- **SUPPLIED DATA**:
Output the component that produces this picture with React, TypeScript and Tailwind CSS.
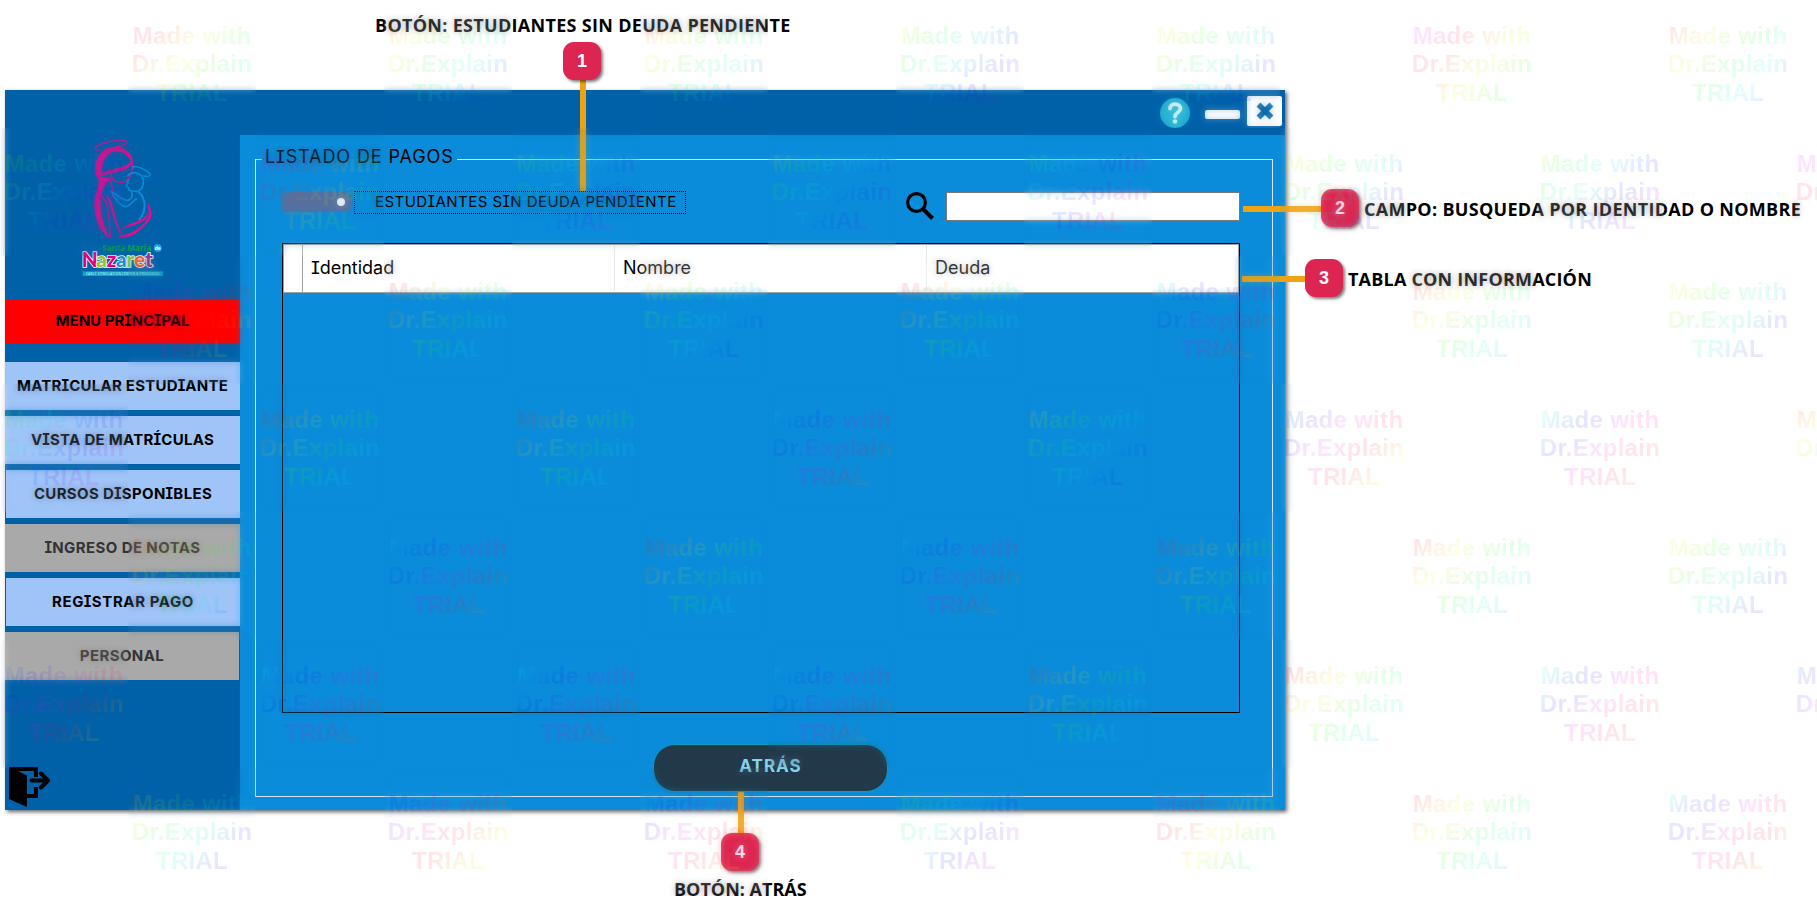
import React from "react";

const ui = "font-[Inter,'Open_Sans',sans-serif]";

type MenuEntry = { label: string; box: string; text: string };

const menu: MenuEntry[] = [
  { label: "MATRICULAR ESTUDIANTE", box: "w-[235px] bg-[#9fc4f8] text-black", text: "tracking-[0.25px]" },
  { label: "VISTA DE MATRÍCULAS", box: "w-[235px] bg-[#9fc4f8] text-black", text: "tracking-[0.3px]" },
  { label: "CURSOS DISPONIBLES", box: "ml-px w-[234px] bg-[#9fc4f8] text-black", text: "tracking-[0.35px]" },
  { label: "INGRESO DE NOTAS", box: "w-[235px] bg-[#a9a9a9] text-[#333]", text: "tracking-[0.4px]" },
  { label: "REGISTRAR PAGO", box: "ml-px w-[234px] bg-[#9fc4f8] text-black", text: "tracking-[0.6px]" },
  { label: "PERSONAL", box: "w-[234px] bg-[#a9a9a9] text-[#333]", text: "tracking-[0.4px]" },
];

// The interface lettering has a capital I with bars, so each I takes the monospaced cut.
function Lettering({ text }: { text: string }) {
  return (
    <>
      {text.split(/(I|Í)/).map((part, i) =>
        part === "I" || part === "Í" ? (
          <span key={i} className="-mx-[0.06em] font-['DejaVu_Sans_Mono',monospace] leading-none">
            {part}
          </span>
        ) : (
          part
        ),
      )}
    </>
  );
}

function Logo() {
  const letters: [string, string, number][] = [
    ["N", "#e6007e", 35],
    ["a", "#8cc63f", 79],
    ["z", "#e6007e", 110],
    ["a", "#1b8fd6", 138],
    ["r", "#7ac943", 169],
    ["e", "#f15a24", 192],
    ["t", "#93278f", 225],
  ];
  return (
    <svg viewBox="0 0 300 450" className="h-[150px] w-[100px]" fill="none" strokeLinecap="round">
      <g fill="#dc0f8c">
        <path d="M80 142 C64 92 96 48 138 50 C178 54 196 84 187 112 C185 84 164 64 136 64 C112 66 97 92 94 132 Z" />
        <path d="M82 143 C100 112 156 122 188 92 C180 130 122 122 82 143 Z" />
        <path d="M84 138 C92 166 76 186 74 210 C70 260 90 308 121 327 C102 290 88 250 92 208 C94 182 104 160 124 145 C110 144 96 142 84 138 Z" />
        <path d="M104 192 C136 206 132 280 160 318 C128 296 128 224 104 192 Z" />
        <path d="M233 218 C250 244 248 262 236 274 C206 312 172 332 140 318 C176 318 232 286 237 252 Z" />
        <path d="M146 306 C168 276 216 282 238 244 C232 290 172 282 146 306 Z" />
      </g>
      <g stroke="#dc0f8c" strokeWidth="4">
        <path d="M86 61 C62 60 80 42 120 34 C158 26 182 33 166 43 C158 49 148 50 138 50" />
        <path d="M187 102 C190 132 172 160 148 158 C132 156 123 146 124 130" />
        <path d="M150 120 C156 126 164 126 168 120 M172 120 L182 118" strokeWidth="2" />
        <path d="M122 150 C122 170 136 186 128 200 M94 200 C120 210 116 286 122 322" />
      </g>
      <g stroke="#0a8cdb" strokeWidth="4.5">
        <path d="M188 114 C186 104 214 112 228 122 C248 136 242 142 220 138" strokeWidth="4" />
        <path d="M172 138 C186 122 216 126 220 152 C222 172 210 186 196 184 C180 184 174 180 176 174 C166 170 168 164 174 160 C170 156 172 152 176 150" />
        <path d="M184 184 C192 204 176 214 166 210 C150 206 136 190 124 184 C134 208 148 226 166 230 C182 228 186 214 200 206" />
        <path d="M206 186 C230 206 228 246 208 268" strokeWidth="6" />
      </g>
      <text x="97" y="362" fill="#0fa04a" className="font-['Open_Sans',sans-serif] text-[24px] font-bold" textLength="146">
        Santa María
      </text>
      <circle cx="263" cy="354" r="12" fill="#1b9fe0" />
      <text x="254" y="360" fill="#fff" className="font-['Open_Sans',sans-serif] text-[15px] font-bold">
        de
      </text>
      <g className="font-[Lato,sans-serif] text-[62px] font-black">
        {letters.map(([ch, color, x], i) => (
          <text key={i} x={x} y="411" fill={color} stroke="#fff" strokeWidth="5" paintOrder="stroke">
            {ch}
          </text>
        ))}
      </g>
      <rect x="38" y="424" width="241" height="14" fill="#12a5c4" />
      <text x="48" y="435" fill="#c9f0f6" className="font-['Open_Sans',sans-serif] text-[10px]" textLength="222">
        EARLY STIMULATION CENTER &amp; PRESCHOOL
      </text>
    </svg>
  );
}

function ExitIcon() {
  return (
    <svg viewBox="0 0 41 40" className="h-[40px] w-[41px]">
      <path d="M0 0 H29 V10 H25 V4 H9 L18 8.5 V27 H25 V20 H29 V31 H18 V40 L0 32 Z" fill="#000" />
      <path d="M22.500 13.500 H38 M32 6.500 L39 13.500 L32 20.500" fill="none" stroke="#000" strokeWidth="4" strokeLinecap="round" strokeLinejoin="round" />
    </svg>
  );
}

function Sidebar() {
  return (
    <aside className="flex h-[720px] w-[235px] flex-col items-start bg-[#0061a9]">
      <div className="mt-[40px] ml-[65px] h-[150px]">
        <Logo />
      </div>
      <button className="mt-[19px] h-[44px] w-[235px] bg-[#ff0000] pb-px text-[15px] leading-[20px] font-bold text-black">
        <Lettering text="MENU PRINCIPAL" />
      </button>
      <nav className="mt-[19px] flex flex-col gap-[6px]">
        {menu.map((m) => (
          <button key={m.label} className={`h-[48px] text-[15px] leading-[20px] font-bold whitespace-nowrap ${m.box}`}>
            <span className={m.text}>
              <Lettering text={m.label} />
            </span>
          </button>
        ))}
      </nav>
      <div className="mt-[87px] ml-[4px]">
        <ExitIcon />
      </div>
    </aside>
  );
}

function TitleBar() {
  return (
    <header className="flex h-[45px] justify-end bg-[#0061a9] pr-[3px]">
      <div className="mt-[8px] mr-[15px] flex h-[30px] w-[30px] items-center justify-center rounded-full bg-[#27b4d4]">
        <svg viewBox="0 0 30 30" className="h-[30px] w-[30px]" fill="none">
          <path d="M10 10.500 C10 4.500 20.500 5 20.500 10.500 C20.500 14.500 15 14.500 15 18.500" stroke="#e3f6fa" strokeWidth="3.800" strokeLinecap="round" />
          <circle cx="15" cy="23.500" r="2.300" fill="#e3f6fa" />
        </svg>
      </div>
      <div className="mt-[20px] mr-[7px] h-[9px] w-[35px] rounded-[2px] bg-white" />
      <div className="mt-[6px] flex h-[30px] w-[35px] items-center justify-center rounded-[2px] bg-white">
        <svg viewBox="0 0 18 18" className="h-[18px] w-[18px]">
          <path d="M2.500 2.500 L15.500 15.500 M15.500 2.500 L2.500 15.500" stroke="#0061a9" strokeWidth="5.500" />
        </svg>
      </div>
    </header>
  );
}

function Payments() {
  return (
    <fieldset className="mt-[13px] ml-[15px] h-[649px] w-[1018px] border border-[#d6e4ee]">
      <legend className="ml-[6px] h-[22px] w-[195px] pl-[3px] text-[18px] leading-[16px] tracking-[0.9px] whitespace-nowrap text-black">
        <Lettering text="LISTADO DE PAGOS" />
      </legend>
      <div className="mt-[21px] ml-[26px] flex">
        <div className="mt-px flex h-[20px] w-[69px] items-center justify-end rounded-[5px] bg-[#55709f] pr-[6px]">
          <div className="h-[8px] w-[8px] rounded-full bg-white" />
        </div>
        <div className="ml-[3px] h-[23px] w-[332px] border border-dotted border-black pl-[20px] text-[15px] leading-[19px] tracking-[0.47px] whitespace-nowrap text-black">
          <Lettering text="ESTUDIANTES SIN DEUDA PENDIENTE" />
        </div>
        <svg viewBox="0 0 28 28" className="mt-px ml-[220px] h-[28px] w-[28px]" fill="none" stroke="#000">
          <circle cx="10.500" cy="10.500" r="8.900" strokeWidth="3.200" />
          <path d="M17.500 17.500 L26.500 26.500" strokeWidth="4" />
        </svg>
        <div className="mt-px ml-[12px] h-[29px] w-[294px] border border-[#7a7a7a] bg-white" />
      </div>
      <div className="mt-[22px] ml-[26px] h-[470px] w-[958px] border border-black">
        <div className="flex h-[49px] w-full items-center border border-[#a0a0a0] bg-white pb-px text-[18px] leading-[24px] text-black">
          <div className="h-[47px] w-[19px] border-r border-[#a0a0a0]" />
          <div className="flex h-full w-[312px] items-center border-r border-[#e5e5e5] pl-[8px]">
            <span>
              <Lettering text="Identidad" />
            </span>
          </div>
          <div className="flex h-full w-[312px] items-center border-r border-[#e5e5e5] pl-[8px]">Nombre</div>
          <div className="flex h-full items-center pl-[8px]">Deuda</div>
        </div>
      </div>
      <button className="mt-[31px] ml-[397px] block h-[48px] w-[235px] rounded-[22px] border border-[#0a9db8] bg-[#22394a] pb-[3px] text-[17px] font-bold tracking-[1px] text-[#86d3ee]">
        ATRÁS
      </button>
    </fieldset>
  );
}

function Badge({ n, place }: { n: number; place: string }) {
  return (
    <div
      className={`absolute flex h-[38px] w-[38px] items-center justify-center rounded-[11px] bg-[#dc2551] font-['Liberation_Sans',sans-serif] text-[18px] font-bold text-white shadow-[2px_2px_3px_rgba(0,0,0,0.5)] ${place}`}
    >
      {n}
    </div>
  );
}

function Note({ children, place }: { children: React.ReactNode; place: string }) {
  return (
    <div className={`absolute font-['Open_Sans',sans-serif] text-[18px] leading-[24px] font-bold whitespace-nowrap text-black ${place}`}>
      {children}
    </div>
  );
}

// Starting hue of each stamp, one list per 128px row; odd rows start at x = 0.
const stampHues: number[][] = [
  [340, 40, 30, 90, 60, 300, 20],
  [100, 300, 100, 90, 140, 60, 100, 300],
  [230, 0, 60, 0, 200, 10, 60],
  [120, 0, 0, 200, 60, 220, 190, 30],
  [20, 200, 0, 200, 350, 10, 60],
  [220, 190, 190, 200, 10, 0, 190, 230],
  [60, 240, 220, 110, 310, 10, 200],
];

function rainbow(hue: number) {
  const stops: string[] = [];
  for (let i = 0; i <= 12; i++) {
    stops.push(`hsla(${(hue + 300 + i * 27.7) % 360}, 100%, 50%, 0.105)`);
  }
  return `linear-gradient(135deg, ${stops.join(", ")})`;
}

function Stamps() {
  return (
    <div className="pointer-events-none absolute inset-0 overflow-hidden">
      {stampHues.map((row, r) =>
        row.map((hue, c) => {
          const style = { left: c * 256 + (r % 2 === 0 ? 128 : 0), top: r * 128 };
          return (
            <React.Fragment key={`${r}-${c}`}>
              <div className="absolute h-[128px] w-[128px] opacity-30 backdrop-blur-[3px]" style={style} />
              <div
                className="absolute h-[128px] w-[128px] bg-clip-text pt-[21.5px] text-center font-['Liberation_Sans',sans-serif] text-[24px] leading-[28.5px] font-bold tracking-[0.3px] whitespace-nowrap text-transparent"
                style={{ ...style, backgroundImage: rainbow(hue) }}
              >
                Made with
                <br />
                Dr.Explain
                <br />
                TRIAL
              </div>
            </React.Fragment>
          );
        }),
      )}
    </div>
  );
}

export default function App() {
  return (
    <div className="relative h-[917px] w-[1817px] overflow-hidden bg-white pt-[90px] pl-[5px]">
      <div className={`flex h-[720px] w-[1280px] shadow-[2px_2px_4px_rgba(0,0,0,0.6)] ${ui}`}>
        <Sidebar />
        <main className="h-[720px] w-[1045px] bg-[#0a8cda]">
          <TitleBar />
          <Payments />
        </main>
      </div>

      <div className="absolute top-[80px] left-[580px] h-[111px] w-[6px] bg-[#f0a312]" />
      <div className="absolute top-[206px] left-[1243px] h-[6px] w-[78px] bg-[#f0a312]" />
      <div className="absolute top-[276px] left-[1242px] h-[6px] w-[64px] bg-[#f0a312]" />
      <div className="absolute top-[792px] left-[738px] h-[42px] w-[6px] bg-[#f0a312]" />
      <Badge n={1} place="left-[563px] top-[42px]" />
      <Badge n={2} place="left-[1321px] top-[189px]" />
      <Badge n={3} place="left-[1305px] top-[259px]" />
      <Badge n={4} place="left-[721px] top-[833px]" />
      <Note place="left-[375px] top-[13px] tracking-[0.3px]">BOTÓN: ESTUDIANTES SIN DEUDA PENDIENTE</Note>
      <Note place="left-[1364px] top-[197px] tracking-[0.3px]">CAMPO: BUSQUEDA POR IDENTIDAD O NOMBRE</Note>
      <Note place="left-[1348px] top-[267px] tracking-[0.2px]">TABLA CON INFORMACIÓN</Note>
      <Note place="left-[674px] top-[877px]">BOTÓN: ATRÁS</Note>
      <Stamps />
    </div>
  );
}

- **YOUR TASK**:
Take the material above from its first line through the line holding "string; box: string;" and set it down exactly, without the pictures.

- **WRITTEN ANSWER**:
Output the component that produces this picture with React, TypeScript and Tailwind CSS.
import React from "react";

const ui = "font-[Inter,'Open_Sans',sans-serif]";

type MenuEntry = { label: string; box: string; text: string };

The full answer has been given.